— START OF Stored data —
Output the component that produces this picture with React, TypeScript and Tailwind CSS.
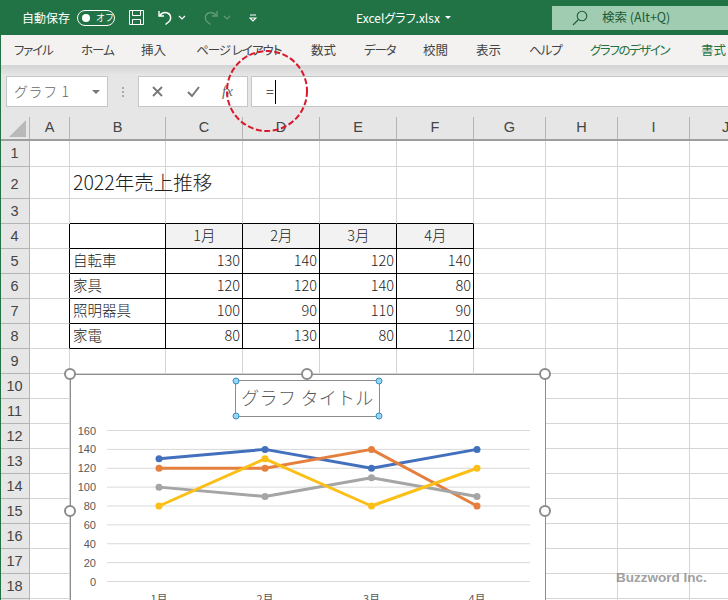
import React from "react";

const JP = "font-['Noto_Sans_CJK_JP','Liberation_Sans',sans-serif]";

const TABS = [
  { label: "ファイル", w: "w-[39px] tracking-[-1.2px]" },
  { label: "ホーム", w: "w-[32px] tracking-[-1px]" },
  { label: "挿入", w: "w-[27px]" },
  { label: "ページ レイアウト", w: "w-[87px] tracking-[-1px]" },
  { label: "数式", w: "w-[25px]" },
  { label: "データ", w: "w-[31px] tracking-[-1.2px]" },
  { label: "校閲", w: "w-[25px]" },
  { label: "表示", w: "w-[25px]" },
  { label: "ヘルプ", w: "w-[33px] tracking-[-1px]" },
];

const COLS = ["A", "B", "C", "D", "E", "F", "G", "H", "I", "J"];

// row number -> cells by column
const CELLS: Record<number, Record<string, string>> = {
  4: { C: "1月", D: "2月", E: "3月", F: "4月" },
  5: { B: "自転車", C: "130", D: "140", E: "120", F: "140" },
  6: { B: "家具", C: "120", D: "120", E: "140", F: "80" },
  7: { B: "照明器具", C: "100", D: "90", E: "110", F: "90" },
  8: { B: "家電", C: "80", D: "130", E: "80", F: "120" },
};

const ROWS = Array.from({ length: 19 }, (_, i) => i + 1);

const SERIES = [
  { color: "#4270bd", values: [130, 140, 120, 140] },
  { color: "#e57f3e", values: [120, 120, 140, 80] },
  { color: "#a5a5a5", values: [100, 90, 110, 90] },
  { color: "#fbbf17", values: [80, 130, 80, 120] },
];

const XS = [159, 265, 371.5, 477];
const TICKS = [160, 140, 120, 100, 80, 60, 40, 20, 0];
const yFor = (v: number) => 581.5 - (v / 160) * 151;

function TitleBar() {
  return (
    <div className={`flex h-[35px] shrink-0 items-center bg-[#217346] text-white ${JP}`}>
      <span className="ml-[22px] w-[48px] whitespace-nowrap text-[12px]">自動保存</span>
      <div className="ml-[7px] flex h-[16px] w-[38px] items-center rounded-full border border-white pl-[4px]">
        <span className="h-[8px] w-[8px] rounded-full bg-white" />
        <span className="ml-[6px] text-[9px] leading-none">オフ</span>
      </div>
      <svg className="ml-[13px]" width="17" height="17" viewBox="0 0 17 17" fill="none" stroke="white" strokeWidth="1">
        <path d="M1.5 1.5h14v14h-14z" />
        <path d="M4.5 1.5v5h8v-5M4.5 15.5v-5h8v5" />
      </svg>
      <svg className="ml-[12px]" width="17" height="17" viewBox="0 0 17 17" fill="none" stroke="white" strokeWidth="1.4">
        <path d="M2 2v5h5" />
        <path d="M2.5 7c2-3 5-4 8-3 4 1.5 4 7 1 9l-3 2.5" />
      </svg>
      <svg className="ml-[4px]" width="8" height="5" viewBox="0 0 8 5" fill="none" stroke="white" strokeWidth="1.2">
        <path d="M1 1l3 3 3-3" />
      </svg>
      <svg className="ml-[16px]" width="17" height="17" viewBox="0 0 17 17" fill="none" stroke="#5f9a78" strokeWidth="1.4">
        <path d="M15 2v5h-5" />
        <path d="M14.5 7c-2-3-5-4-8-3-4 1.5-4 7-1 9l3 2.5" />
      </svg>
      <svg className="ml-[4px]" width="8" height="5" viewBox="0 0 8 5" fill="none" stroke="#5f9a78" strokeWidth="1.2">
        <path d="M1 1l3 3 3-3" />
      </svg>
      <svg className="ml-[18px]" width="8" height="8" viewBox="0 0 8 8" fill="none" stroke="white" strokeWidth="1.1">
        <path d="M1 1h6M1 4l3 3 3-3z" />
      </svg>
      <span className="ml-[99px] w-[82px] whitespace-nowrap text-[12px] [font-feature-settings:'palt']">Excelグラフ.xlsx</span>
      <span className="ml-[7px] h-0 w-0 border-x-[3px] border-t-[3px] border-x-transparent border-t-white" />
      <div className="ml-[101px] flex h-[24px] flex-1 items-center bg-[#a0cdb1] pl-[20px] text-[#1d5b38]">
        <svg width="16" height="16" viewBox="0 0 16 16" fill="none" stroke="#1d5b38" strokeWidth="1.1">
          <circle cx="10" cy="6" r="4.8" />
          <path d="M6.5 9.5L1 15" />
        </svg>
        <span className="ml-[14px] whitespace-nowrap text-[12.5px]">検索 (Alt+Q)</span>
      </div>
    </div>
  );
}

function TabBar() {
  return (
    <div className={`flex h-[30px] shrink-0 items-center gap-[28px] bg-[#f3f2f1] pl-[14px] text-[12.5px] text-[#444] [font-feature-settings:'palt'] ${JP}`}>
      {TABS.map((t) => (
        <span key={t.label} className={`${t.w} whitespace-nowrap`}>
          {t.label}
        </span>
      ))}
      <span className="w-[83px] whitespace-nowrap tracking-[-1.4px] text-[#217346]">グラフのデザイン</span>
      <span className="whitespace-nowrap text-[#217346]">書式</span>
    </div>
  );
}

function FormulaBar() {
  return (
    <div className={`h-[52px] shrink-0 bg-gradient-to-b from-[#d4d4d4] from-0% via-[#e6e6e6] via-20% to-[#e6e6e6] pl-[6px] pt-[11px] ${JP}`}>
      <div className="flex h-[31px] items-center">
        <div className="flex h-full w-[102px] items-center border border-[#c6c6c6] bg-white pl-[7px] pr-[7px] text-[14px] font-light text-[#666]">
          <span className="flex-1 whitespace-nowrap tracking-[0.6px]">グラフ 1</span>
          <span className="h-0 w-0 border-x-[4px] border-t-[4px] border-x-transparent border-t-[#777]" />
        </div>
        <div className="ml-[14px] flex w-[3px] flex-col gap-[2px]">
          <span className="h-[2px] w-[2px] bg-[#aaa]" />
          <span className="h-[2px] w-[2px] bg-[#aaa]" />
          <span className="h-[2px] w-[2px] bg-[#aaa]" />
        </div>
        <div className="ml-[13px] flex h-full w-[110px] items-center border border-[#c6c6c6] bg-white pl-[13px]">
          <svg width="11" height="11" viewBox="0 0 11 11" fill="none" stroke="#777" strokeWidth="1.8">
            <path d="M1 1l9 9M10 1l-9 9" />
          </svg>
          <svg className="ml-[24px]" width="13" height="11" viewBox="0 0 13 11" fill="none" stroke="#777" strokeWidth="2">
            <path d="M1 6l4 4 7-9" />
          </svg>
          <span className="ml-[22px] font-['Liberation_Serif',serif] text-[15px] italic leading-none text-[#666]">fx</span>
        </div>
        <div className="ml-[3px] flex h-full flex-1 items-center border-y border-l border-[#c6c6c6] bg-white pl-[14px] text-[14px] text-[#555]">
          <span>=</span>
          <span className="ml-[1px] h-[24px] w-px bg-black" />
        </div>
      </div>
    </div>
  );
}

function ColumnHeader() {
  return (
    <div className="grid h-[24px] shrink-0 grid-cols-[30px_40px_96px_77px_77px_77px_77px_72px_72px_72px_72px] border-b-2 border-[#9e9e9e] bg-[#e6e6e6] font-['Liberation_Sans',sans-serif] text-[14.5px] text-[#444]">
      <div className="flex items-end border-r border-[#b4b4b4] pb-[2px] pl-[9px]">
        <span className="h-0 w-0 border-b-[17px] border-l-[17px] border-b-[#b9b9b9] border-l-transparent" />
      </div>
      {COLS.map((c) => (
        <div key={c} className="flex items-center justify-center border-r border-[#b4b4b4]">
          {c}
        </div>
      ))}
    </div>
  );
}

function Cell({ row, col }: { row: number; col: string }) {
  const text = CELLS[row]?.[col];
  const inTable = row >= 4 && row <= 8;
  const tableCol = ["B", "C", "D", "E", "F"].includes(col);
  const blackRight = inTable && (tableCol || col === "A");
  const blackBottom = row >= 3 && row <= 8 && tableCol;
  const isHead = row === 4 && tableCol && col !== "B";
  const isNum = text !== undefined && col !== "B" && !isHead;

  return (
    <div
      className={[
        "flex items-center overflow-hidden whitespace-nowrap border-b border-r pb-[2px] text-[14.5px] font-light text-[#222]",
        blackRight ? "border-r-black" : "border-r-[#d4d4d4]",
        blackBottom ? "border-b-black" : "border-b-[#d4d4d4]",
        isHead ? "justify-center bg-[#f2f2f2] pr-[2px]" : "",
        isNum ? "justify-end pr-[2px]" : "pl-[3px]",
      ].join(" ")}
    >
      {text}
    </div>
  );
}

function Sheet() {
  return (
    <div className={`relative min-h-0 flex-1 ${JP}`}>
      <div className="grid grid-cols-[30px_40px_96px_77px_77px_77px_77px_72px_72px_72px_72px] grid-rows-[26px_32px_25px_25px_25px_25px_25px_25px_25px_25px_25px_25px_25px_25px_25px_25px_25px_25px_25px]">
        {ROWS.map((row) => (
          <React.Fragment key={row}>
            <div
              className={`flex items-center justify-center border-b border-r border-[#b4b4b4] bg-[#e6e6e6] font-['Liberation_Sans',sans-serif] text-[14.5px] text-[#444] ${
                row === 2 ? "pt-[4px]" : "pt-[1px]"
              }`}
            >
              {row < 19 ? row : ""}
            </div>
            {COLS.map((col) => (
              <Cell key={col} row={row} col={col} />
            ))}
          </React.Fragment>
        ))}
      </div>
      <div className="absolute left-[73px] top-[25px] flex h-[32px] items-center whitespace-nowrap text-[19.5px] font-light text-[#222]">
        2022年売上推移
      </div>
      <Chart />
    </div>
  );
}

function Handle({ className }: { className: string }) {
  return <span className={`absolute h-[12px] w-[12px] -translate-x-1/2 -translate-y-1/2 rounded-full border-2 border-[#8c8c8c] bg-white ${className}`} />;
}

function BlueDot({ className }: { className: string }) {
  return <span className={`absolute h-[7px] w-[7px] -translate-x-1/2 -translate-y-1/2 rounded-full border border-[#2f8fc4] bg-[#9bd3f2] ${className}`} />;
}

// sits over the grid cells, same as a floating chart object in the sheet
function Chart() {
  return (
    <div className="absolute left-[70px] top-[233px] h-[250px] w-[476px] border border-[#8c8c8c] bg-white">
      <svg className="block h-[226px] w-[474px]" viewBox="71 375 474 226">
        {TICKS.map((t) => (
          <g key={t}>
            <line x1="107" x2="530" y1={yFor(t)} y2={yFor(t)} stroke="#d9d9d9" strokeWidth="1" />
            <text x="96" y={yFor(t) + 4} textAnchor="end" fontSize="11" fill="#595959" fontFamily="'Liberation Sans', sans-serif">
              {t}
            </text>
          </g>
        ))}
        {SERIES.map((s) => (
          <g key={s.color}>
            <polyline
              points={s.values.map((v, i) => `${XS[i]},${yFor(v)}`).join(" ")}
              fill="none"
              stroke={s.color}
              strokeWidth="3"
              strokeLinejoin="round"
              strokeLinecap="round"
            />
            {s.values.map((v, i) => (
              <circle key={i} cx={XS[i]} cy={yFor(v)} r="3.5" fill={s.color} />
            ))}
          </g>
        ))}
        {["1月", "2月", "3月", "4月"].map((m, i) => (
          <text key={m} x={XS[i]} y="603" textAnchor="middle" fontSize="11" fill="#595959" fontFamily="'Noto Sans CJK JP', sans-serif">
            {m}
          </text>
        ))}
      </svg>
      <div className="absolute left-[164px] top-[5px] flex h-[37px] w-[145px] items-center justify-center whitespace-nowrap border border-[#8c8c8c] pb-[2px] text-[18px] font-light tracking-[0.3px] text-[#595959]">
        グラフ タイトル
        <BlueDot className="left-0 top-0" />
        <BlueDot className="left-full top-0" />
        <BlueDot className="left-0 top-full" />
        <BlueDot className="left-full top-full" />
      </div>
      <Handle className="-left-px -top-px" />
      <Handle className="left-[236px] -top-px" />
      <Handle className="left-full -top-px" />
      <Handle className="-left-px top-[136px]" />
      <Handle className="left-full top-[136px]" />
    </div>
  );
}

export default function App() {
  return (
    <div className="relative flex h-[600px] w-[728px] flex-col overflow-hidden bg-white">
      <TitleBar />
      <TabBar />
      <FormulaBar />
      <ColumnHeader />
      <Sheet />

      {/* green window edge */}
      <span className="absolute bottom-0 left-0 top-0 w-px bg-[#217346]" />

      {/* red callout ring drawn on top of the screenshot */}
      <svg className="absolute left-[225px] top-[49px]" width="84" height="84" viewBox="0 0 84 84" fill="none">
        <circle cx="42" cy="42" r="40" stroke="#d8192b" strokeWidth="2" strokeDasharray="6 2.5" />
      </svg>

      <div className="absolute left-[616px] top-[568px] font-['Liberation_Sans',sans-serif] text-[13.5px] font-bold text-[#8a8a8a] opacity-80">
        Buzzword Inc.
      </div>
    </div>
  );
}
— END OF Stored data —
Report how many lines of the data contain the word "React", using the number alone.

Answer to this task:
4